Data for processing:
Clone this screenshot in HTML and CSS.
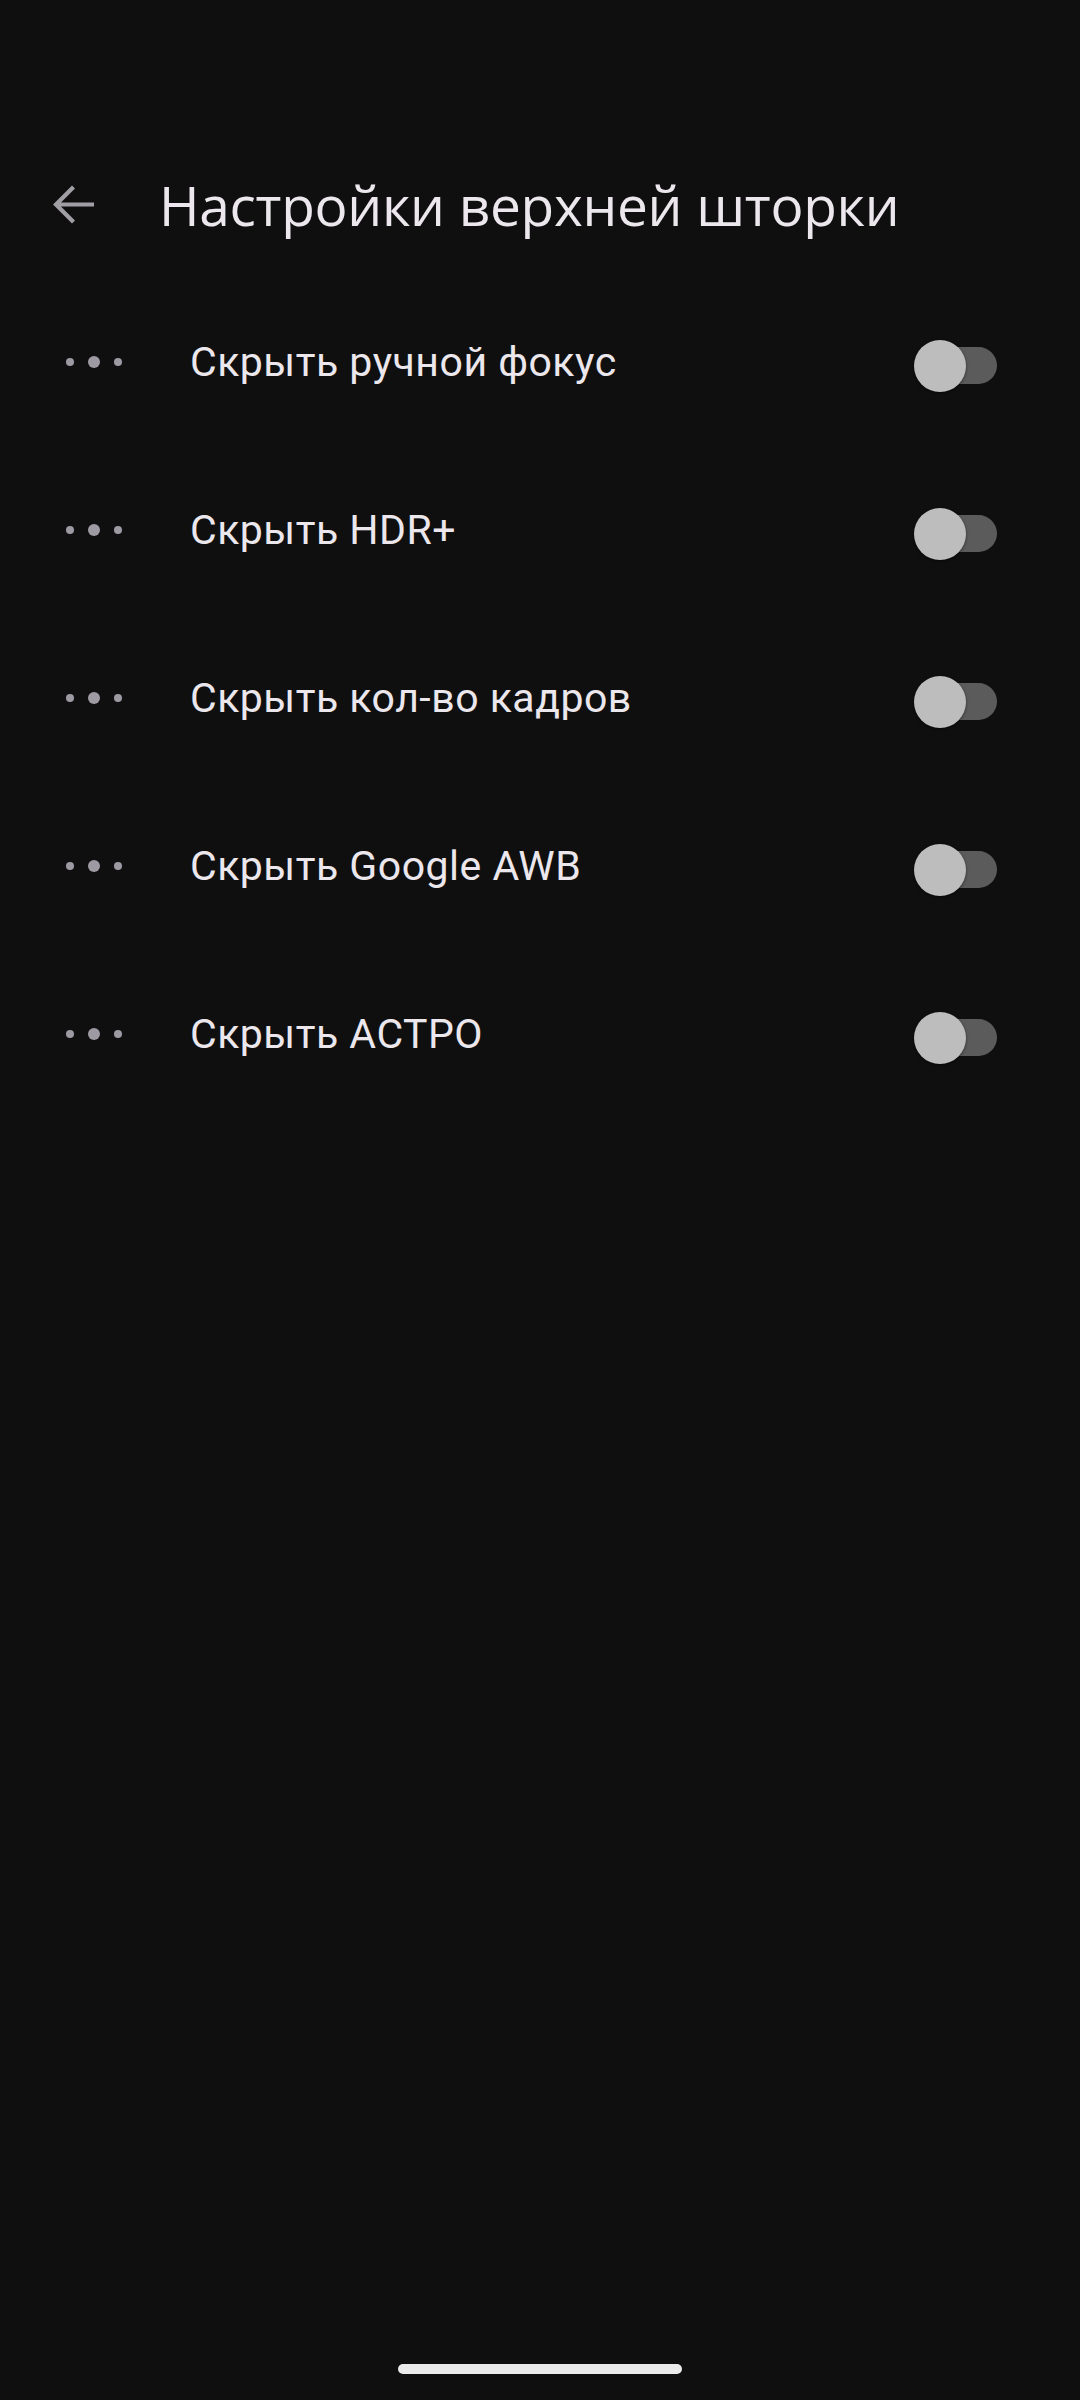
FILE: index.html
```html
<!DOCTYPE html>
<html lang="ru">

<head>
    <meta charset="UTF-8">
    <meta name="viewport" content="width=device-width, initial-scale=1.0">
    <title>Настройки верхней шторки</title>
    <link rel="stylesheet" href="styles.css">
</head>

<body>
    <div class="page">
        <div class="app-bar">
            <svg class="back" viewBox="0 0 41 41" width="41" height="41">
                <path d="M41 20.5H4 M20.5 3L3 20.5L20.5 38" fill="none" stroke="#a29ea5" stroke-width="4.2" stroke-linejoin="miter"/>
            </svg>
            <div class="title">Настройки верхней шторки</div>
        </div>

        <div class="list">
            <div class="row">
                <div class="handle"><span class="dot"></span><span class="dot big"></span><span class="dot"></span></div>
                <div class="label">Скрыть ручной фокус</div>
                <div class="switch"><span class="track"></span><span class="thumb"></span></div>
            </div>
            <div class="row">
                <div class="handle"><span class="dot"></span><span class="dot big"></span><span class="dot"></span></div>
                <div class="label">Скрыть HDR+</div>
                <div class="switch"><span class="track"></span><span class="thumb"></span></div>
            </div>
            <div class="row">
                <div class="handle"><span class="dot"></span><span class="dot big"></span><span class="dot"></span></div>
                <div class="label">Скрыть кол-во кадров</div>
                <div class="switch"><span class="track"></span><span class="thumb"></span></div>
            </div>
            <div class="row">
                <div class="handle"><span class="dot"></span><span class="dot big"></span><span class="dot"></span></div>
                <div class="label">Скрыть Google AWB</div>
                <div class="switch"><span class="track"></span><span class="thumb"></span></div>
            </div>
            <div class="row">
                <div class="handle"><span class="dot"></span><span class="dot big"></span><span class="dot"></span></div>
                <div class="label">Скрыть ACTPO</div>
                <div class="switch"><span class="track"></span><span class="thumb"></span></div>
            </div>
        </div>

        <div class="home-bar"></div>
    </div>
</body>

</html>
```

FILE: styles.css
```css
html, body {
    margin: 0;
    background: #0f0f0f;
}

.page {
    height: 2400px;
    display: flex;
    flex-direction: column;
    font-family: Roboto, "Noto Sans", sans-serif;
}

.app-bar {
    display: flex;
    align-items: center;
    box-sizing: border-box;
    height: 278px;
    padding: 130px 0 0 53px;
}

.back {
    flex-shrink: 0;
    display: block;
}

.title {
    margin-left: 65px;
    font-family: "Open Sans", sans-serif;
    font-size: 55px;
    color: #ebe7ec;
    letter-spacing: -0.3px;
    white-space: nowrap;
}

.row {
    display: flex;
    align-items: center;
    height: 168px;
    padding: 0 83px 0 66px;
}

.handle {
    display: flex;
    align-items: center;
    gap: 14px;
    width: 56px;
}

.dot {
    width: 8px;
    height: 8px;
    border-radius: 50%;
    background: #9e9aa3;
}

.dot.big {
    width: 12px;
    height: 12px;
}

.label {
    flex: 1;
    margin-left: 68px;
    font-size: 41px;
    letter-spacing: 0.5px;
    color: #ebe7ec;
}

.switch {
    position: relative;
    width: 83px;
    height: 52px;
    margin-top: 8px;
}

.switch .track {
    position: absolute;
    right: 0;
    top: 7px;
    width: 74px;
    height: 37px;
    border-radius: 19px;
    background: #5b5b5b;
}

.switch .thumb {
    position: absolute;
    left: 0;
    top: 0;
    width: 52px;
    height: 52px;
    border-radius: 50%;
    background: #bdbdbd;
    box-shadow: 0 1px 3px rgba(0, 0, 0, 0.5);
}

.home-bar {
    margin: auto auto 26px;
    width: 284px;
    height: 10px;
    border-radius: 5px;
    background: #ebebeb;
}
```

---

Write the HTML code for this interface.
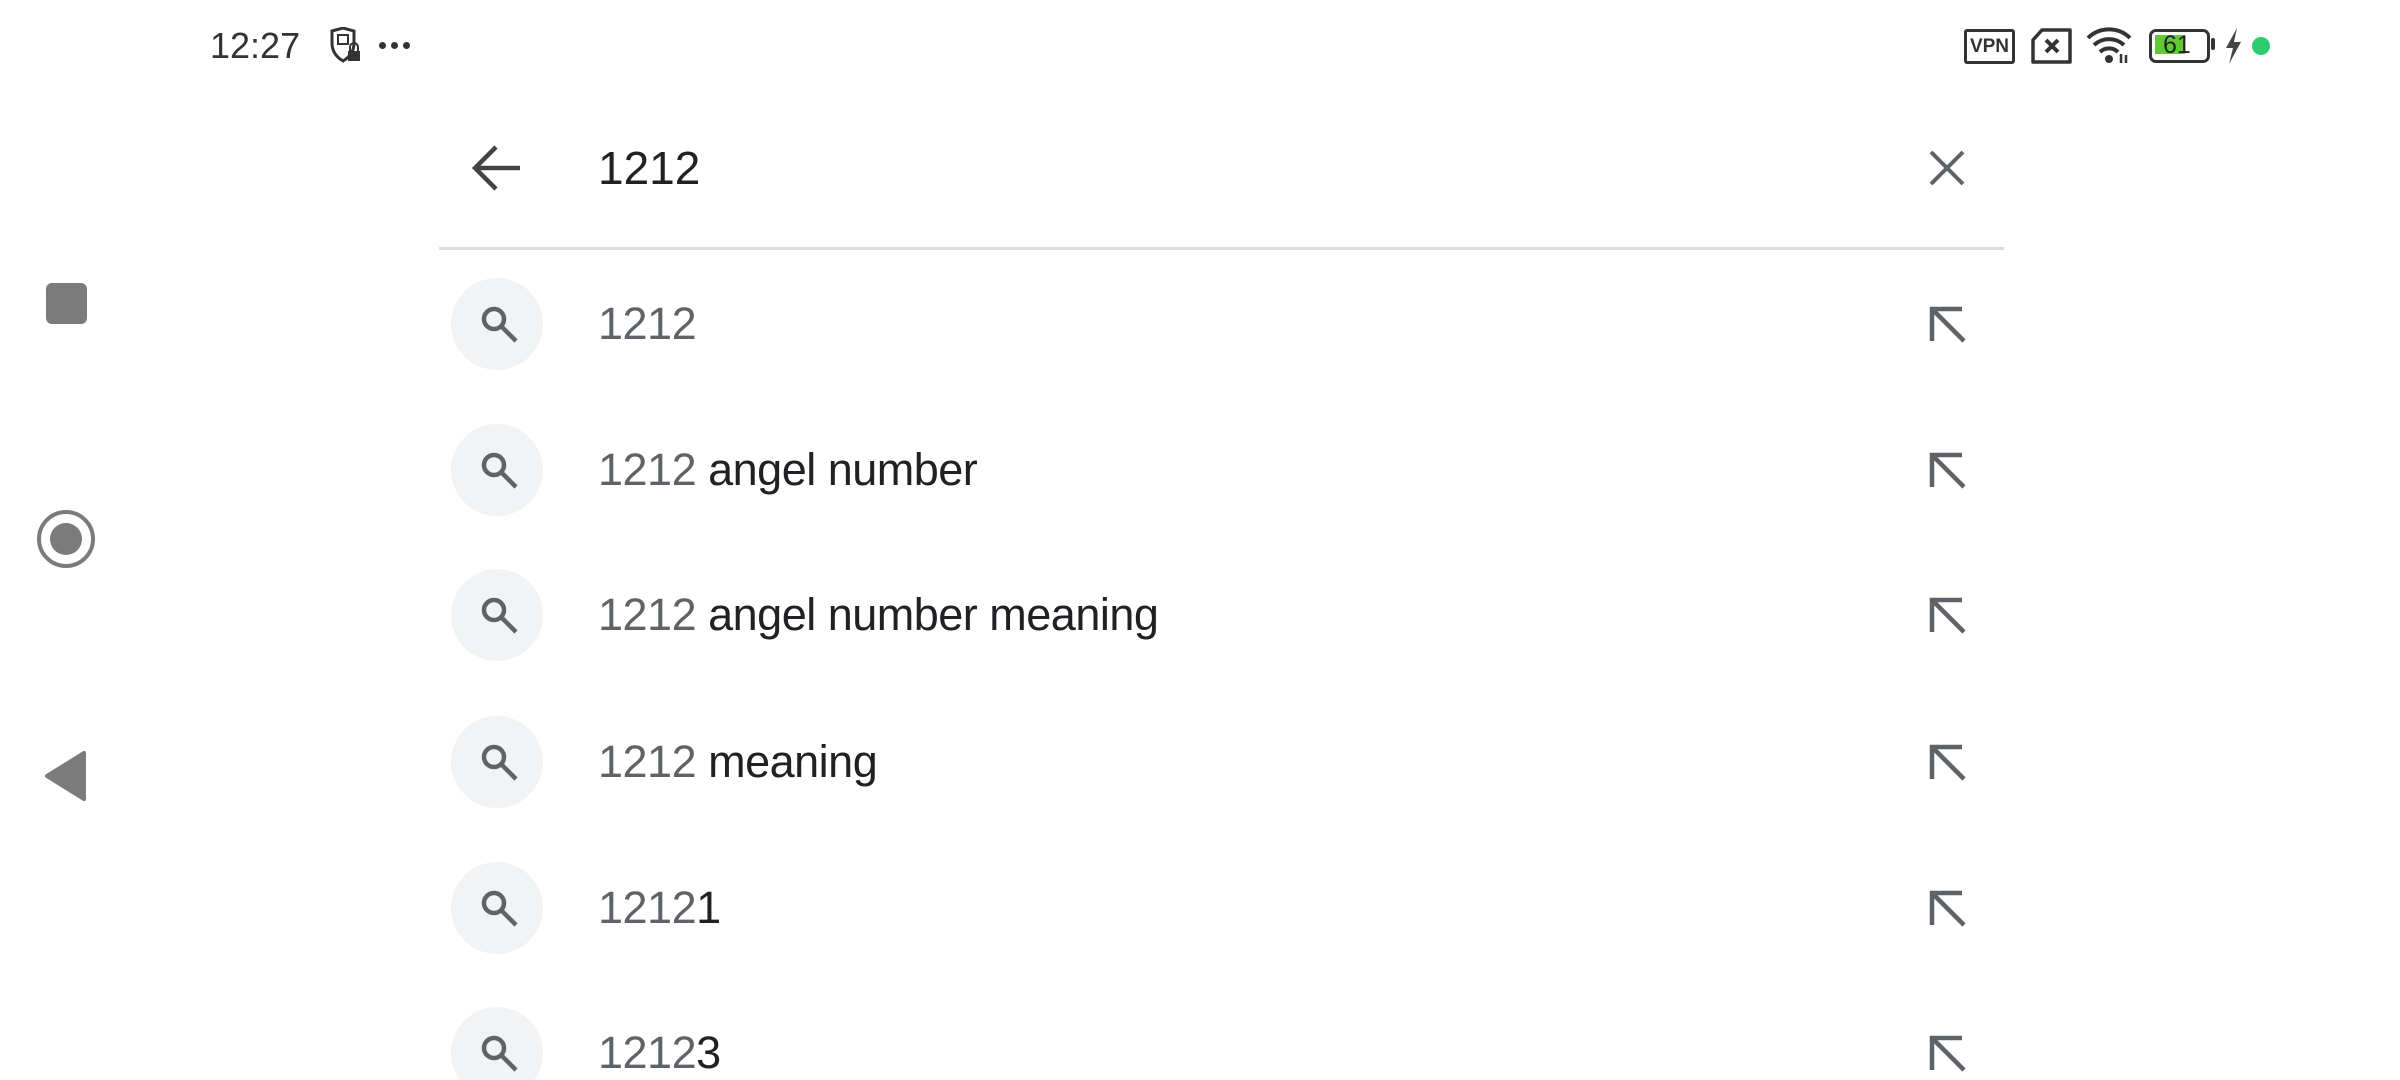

==

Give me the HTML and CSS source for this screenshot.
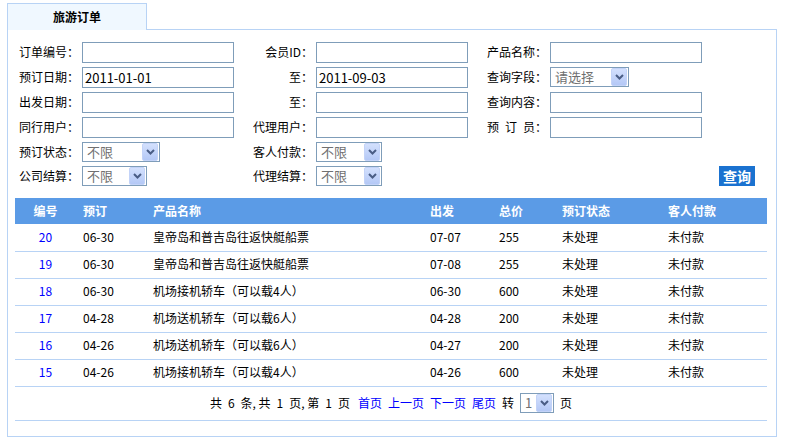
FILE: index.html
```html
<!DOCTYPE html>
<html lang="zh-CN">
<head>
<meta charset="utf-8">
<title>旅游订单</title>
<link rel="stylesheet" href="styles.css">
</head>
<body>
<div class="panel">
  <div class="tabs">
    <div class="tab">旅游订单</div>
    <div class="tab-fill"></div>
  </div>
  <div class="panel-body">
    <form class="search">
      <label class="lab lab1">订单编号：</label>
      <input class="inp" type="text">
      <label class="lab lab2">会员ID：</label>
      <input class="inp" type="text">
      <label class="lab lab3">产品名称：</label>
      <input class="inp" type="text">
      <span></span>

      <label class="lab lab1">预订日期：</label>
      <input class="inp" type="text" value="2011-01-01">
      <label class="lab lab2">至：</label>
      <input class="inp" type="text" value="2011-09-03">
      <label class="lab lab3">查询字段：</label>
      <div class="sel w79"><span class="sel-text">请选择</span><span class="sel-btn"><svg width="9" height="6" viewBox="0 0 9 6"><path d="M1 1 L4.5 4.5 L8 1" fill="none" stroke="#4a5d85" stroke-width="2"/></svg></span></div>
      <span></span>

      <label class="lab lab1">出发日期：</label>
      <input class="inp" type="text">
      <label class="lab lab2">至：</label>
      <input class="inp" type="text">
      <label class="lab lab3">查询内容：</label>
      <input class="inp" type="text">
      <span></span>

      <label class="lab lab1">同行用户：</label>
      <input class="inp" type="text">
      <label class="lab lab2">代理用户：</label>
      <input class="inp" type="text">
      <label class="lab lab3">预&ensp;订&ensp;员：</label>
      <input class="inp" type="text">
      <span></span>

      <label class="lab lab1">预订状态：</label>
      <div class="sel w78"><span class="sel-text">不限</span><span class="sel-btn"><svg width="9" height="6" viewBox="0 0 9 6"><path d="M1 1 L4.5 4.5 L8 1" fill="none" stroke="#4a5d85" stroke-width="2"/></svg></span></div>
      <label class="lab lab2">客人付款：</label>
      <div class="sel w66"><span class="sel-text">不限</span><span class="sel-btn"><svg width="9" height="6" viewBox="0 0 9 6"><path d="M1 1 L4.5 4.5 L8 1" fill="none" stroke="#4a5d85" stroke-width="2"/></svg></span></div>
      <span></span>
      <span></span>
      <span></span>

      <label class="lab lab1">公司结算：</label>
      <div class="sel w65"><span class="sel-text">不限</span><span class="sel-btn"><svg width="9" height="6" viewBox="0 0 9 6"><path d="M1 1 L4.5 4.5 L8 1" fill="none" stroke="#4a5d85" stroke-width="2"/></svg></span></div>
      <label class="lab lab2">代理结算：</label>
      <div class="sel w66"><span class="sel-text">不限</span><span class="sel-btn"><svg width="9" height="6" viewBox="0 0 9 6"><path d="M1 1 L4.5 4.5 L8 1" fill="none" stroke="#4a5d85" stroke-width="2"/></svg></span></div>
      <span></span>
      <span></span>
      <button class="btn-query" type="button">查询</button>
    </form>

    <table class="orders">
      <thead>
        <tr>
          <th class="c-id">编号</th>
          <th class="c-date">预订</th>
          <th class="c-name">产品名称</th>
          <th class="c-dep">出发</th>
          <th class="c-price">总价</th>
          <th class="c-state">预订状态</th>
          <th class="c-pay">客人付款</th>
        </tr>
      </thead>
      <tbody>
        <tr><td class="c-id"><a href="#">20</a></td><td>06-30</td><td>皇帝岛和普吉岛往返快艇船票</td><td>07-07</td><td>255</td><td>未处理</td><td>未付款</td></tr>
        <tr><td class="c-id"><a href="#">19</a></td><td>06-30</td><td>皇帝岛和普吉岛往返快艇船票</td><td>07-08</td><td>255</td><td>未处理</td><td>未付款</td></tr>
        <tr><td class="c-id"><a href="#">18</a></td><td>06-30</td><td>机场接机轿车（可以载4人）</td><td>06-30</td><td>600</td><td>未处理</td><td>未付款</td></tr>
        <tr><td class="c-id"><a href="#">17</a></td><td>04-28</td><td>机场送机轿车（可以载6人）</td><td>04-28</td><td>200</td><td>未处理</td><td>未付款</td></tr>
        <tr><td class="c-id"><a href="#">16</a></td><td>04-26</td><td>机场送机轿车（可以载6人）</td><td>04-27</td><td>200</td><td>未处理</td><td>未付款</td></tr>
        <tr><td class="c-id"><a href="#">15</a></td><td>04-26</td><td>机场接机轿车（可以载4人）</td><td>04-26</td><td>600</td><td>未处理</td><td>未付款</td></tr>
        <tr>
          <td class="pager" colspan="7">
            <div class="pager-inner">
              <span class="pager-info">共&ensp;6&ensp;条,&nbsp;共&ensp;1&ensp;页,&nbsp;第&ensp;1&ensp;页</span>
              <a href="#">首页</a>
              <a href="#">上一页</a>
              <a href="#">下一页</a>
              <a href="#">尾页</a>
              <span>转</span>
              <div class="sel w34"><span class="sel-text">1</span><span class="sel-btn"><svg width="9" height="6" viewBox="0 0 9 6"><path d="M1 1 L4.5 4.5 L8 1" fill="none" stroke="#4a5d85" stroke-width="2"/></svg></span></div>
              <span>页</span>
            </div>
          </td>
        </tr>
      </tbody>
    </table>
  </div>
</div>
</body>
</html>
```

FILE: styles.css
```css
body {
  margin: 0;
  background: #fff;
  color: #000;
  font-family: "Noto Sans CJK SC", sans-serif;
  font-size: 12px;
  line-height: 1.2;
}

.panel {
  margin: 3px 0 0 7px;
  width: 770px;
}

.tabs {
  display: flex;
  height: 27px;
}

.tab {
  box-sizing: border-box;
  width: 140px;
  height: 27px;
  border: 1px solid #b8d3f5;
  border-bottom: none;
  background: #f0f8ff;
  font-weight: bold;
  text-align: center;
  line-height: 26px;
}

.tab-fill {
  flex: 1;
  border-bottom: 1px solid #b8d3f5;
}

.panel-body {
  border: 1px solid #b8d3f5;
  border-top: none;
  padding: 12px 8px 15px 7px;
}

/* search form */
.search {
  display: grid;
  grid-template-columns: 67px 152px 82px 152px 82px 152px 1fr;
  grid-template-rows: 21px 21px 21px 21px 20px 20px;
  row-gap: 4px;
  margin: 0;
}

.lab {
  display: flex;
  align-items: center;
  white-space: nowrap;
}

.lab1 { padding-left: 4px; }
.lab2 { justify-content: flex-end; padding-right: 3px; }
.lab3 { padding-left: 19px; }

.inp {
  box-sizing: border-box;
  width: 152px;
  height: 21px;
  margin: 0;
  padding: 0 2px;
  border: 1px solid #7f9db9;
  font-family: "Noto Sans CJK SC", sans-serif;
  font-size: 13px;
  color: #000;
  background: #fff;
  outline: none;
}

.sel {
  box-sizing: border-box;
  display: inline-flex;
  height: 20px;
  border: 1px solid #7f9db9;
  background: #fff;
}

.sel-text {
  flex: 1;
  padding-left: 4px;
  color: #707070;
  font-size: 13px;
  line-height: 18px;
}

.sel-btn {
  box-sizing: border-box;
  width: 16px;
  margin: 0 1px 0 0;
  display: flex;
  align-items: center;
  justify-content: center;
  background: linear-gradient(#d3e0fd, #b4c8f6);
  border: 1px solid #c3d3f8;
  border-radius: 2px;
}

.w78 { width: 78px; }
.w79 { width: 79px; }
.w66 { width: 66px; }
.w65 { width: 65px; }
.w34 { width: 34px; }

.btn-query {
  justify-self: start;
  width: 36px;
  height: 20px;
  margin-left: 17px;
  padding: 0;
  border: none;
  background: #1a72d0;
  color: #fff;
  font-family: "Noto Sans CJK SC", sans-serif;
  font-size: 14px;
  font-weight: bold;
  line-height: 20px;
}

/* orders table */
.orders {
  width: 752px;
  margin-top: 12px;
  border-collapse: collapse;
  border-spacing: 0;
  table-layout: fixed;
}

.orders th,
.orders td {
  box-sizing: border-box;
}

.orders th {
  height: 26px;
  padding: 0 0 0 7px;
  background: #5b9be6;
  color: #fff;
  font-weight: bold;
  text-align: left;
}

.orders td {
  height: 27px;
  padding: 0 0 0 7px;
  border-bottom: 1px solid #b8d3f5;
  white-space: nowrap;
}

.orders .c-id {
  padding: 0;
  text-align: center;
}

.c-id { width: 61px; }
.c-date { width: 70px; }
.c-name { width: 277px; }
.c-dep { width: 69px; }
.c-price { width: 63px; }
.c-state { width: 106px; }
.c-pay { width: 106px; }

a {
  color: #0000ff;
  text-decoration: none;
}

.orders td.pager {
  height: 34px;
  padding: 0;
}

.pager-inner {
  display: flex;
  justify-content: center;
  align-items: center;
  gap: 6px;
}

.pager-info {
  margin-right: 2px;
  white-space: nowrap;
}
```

Work required:
Every line that holds the word "screenshot" should be extracted.

Exercise answer:
Clone this screenshot in HTML and CSS.
Give me the HTML and CSS source for this screenshot.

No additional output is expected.